What is Data Mining
Data mining looks for patterns, associations, and trends. In this discovery process, personal and sensitive data are sometimes inadvertently exposed, or extracted through potential covert actions intruding into the mining process. Maximizing data privacy begins with asking the question, ‘what data is actually needed for analysis.
What is Data Is Necessary in Data Mining
Depending on the industry, personal information has more or less meaning. In healthcare or education, the name is important. The number of times a person buys a certain laundry detergent does not require a name association. Data may cross several databases form different organizations. Sensitive data, such as salary, is pertinent to accounting, yet the health condition is relevant to a doctor, not accounting. Data of interest may be a set of attributes associated with events, persons, or places. When the intent of a data analysis requires collaboration, how much data should be visible to the collaborating agencies?
Data Mining Process
Techniques for privacy differ according to the distribution of the data. Centralized data, typically in corporate/health databases, use perturbation privacy techniques. Privacy data mining performs their analysis using data transformed prior to data mining, i.e., the age 45 would now be 40 to 49 possible represented by the numeric value of 4. Entering ‘noise’, techniques that blur actual data recognition help to hide data, i.e., false data, additional data. Distributed data, horizontal partitioned and vertical partitioned, typically associated with cross-database analyses, employ cryptographic privacy techniques. Transferring encrypted data removing or hiding sensitive data in some fashion minimizes the capability of any intrusion.
The Model-Building Process
Mining data is primarily an inductive learning process. Finding patterns, identifying classes/grouping of attributes are focuses of the process. The model developed by the data mining process must be adaptive; the focus can be steered for a different set of patterns, etc.
Through supervised control, the model process provides insight into trends, concentrations of specified attributes, etc. Through examples, the model process mines through the data discovering potential patterns not necessarily considered. Machine learning and statistical methods are major players in data mining analysis. The primary purpose of the data mining process is to uncover information from very large amounts of data.
Approaches to Privacy in Data Mining
The data mining analytical process of large data sets. The process does not care what the data is. The results of the process provides information to make decisions or review status an organization’s products and services. Since this process is essentially blind to data, preprocessing and/or hiding sensitive and personal data is necessary. Answering, ‘what is the need? What is the Outcome?

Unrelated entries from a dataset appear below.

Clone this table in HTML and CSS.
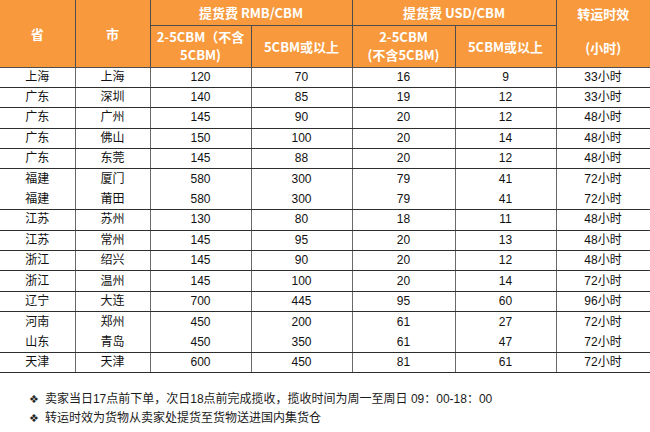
FILE: index.html
```html
<!DOCTYPE html>
<html lang="zh">
<head>
<meta charset="utf-8">
<title>提货费</title>
<link rel="stylesheet" href="styles.css">
</head>
<body>
<table class="rates">
  <colgroup>
    <col class="c-prov"><col class="c-city"><col class="c-a"><col class="c-b"><col class="c-c"><col class="c-d"><col class="c-t">
  </colgroup>
  <thead>
    <tr class="h1">
      <th rowspan="2" class="first">省</th>
      <th rowspan="2">市</th>
      <th colspan="2" class="nosep grp">提货费 RMB/CBM</th>
      <th colspan="2" class="grp">提货费 USD/CBM</th>
      <th rowspan="2" class="time"><span class="time-inner">转运时效<br><br>(小时)</span></th>
    </tr>
    <tr class="h2">
      <th class="two">2-5CBM（不含<br>5CBM)</th>
      <th class="nosep">5CBM或以上</th>
      <th class="two">2-5CBM<br>(不含5CBM)</th>
      <th>5CBM或以上</th>
    </tr>
  </thead>
  <tbody>
    <tr><td class="first">上海</td><td>上海</td><td>120</td><td class="nosep">70</td><td>16</td><td>9</td><td>33小时</td></tr>
    <tr><td class="first">广东</td><td>深圳</td><td>140</td><td class="nosep">85</td><td>19</td><td>12</td><td>33小时</td></tr>
    <tr><td class="first">广东</td><td>广州</td><td>145</td><td class="nosep">90</td><td>20</td><td>12</td><td>48小时</td></tr>
    <tr><td class="first">广东</td><td>佛山</td><td>150</td><td class="nosep">100</td><td>20</td><td>14</td><td>48小时</td></tr>
    <tr><td class="first">广东</td><td>东莞</td><td>145</td><td class="nosep">88</td><td>20</td><td>12</td><td>48小时</td></tr>
    <tr class="joined"><td class="first">福建</td><td>厦门</td><td>580</td><td class="nosep">300</td><td>79</td><td>41</td><td>72小时</td></tr>
    <tr><td class="first">福建</td><td>莆田</td><td>580</td><td class="nosep">300</td><td>79</td><td>41</td><td>72小时</td></tr>
    <tr><td class="first">江苏</td><td>苏州</td><td>130</td><td class="nosep">80</td><td>18</td><td>11</td><td>48小时</td></tr>
    <tr><td class="first">江苏</td><td>常州</td><td>145</td><td class="nosep">95</td><td>20</td><td>13</td><td>48小时</td></tr>
    <tr><td class="first">浙江</td><td>绍兴</td><td>145</td><td class="nosep">90</td><td>20</td><td>12</td><td>48小时</td></tr>
    <tr><td class="first">浙江</td><td>温州</td><td>145</td><td class="nosep">100</td><td>20</td><td>14</td><td>72小时</td></tr>
    <tr><td class="first">辽宁</td><td>大连</td><td>700</td><td class="nosep">445</td><td>95</td><td>60</td><td>96小时</td></tr>
    <tr class="joined"><td class="first">河南</td><td>郑州</td><td>450</td><td class="nosep">200</td><td>61</td><td>27</td><td>72小时</td></tr>
    <tr><td class="first">山东</td><td>青岛</td><td>450</td><td class="nosep">350</td><td>61</td><td>47</td><td>72小时</td></tr>
    <tr><td class="first">天津</td><td>天津</td><td>600</td><td class="nosep">450</td><td>81</td><td>61</td><td>72小时</td></tr>
  </tbody>
</table>
<div class="notes">
  <p class="note"><span class="bullet">❖</span>卖家当日17点前下单，次日18点前完成揽收，揽收时间为周一至周日 09：00-18：00</p>
  <p class="note"><span class="bullet">❖</span>转运时效为货物从卖家处提货至货物送进国内集货仓</p>
</div>
</body>
</html>
```

FILE: styles.css
```css
html, body {
  margin: 0;
  padding: 0;
  background: #ffffff;
}

body {
  font-family: "Liberation Sans", "Noto Sans CJK SC", sans-serif;
  font-size: 12px;
  color: #111111;
}

.rates {
  border-collapse: collapse;
  table-layout: fixed;
  width: 650px;
}

.c-prov { width: 75px; }
.c-city { width: 75px; }
.c-a { width: 101px; }
.c-b { width: 101px; }
.c-c { width: 103px; }
.c-d { width: 101px; }
.c-t { width: 94px; }

.rates th {
  background: #f7993c;
  color: #ffffff;
  font-family: "Noto Sans CJK SC", sans-serif;
  font-weight: bold;
  font-size: 13px;
  padding: 0;
  text-align: center;
  vertical-align: middle;
  border: 1px solid #4d4d4d;
  border-top: none;
}

.rates .h1 { height: 25px; }
.rates .h2 { height: 42px; }

.rates th.two {
  line-height: 18px;
}

.rates th.time {
  vertical-align: top;
  border-right: none;
}

.time-inner {
  display: block;
  line-height: 17px;
  padding-top: 5px;
}

.rates .first {
  border-left: none;
}

.rates .nosep {
  border-right: none;
}

.rates tbody tr {
  height: 20.4px;
}

.rates td {
  height: 18px;
  padding: 0;
  text-align: center;
  vertical-align: middle;
  line-height: 13px;
  border-left: 1px solid #6a6a6a;
  border-right: 1px solid #6a6a6a;
  border-bottom: 1px solid #2e2e2e;
}

.rates tbody td:last-child {
  border-right: 1px solid #6a6a6a;
}

.rates tr.joined td {
  border-bottom: none;
}

.notes {
  padding: 17px 0 0 29px;
}

.note {
  margin: 0;
  line-height: 19px;
  font-size: 12px;
  color: #1a1a1a;
}

.bullet {
  font-family: "DejaVu Sans", sans-serif;
  font-size: 11px;
  margin-right: 6px;
  color: #222222;
}
```
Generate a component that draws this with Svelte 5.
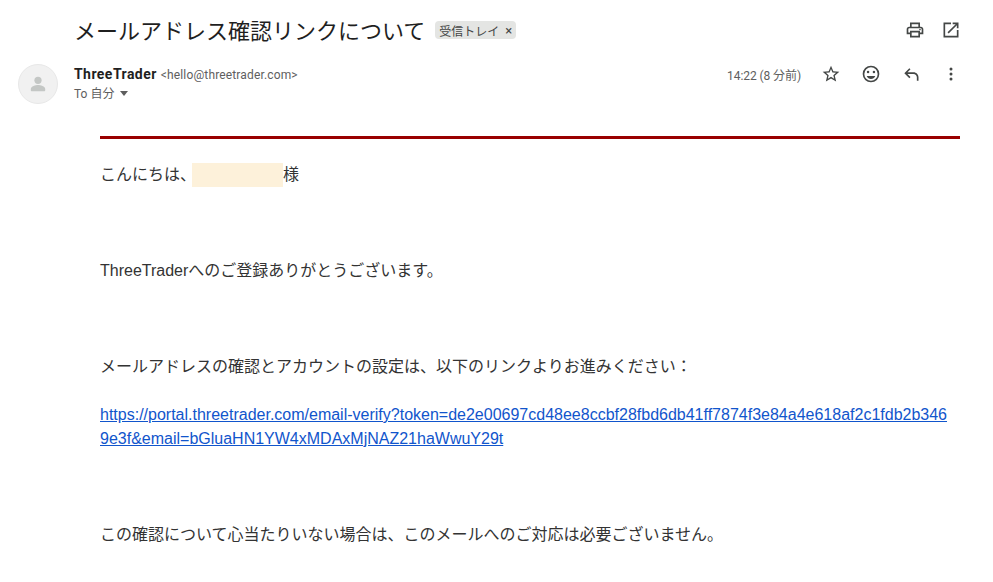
<script>
  const link = 'https://portal.threetrader.com/email-verify?token=de2e00697cd48ee8ccbf28fbd6db41ff7874f3e84a4e618af2c1fdb2b3469e3f&email=bGluaHN1YW4xMDAxMjNAZ21haWwuY29t';
</script>

<div class="mail">
  <header class="subject-row">
    <div class="subject">
      <h1>メールアドレス確認リンクについて</h1>
      <span class="tag">受信トレイ<span class="tag-x">×</span></span>
    </div>
    <div class="top-actions">
      <svg width="20" height="20" viewBox="0 0 24 24" fill="#444746"><path d="M19 8h-1V3H6v5H5c-1.7 0-3 1.3-3 3v6h4v4h12v-4h4v-6c0-1.7-1.3-3-3-3zM8 5h8v3H8V5zm8 14H8v-4h8v4zm4-4h-2v-2H6v2H4v-4c0-.6.4-1 1-1h14c.6 0 1 .4 1 1v4z"/><circle cx="18" cy="11.5" r="1"/></svg>
      <svg width="20" height="20" viewBox="0 0 24 24" fill="#444746"><path d="M19 19H5V5h7V3H3v18h18v-9h-2v7zM14 3v2h3.6l-9.8 9.8 1.4 1.4L19 6.4V10h2V3h-7z"/></svg>
    </div>
  </header>

  <div class="sender-row">
    <div class="avatar">
      <svg width="20" height="20" viewBox="0 0 20 20" fill="#c4c7c5"><circle cx="10" cy="6.3" r="3.6"/><path d="M2.8 16.5v-1.6c0-2.6 4.8-3.9 7.2-3.9s7.2 1.3 7.2 3.9v1.6c0 .4-.3.7-.7.7H3.500c-.4 0-.7-.3-.7-.7z"/></svg>
    </div>
    <div class="sender">
      <div class="from"><strong>ThreeTrader</strong> <span>&lt;hello@threetrader.com&gt;</span></div>
      <div class="to">To 自分 <i class="caret"></i></div>
    </div>
    <div class="meta">
      <span class="time">14:22 (8 分前)</span>
      <div class="actions">
        <svg width="20" height="20" viewBox="0 0 24 24" fill="#444746"><path d="M22 9.240l-7.190-.62L12 2 9.190 8.630 2 9.240l5.460 4.730L5.820 21 12 17.270 18.180 21l-1.630-7.030L22 9.240zM12 15.400l-3.760 2.270 1-4.280-3.320-2.880 4.380-.38L12 6.100l1.710 4.040 4.380.38-3.320 2.880 1 4.280L12 15.400z"/></svg>
        <svg width="20" height="20" viewBox="0 0 24 24" fill="#444746"><circle cx="15.500" cy="9.500" r="1.500"/><circle cx="8.500" cy="9.500" r="1.500"/><path d="M12 18c2.300 0 4.300-1.300 5.200-3.500H6.800C7.700 16.700 9.700 18 12 18zM12 2a10 10 0 1 0 0 20 10 10 0 0 0 0-20zm0 18a8 8 0 1 1 0-16 8 8 0 0 1 0 16z"/></svg>
        <svg width="20" height="20" viewBox="0 0 24 24" fill="#444746"><path d="M21 20h-2v-4c0-2.200-1.800-4-4-4H7.800l3.600 3.600L10 17 4 11l6-6 1.400 1.400L7.800 10H15c3.300 0 6 2.700 6 6v4z"/></svg>
        <svg width="20" height="20" viewBox="0 0 24 24" fill="#444746"><circle cx="12" cy="6" r="1.800"/><circle cx="12" cy="12" r="1.800"/><circle cx="12" cy="18" r="1.800"/></svg>
      </div>
    </div>
  </div>

  <main class="body">
    <hr />
    <p>こんにちは、<span class="mask"></span>様</p>
    <p class="gap">ThreeTraderへのご登録ありがとうございます。</p>
    <p class="gap">メールアドレスの確認とアカウントの設定は、以下のリンクよりお進みください：</p>
    <p class="link"><a href={link}>{link}</a></p>
    <p class="gap">この確認について心当たりいない場合は、このメールへのご対応は必要ございません。</p>
  </main>
</div>

<style>
  :global(body) { background: #fff; overflow: hidden; }
  .mail { height: 582px; overflow: hidden; font-family: Roboto, "Noto Sans CJK JP", sans-serif; color: #222; }
  .subject-row { display: flex; justify-content: space-between; align-items: center; padding: 14px 32px 0 74px; height: 32px; }
  .subject { display: flex; align-items: center; gap: 10px; }
  h1 { margin: -2px 0 0; font-size: 22px; font-weight: 400; line-height: 30px; color: #1f1f1f; font-family: "Noto Sans CJK JP", sans-serif; }
  .tag { display: inline-flex; align-items: center; height: 18px; padding: 0 4px; border-radius: 4px; background: #e4e5e3; font-size: 12px; color: #444746; }
  .tag-x { margin-left: 6px; font-size: 13px; }
  .top-actions { display: flex; gap: 16px; }
  .top-actions svg, .actions svg { display: block; }
  .sender-row { display: flex; align-items: flex-start; padding: 18px 32px 0 18px; }
  .avatar { width: 40px; height: 40px; border: 1px solid #e8e8e8; border-radius: 50%; background: #f1f1f1; display: flex; align-items: center; justify-content: center; margin-right: 16px; box-sizing: border-box; }
  .sender { flex: 1; }
  .from { font-size: 12px; line-height: 20px; color: #5e5e5e; }
  .from span { letter-spacing: .15px; margin-left: 1px; }
  .from strong { font-size: 14px; color: #1f1f1f; font-weight: 700; letter-spacing: .45px; }
  .to { font-size: 12px; line-height: 18px; color: #5e5e5e; }
  .caret { display: inline-block; margin-left: 3px; vertical-align: 2px; border: 4px solid transparent; border-top: 5px solid #5e5e5e; border-bottom: 0; }
  .meta { display: flex; align-items: center; height: 20px; }
  .time { font-size: 12px; color: #5e5e5e; margin-right: 20px; letter-spacing: -.08px; }
  .actions { display: flex; gap: 20px; }
  .body { margin: 32px 33px 0 100px; }
  hr { margin: 0; border: 0; height: 3px; background: #900; }
  p { margin: 0; font-family: "Liberation Sans", "Noto Sans CJK JP", sans-serif; font-size: 16px; line-height: 24px; color: #333; }
  hr + p { margin-top: 24px; }
  .gap { margin-top: 72px; }
  .link { margin-top: 24px; padding-right: 10px; word-break: break-all; }
  .link + .gap { margin-top: 72px; }
  a { color: #1155cc; }
  .mask { display: inline-block; width: 91px; height: 24px; margin-left: -4px; background: #fdf1da; vertical-align: top; }
</style>
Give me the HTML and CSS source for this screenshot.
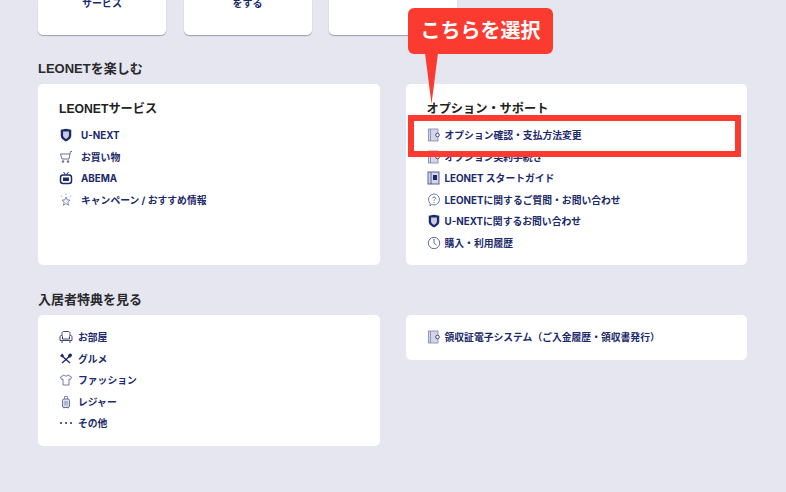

There are three technique used for preserving privacy. Algorithms use any combination to maximize privacy: association, classification, and clustering. Association rule mining discovers occurrences that happen together, i.e., ‘if this then that’ tend to occur 40% of the time. (Dunham, 2000) Accepting the 40% as a rule the actual data occurrence is not physically part of the data analysis. Classification Mining determines rules of association that classify the data (Dutt, 2005). For example, number of years working in a career, a doctorate, and experience teaching is a top candidate for CTU professor position. Someone with only a Masters would be a candidate for undergraduate courses. Classification Mining is an input to machine learning, neural networks. Data for analysis may only view the classifications. Data mining employing Clustering Mining would see sensitive data replaced by categories. These approaches work for centralized data. In distributed data analysis, the addition of encrypted techniques provides additional privacy.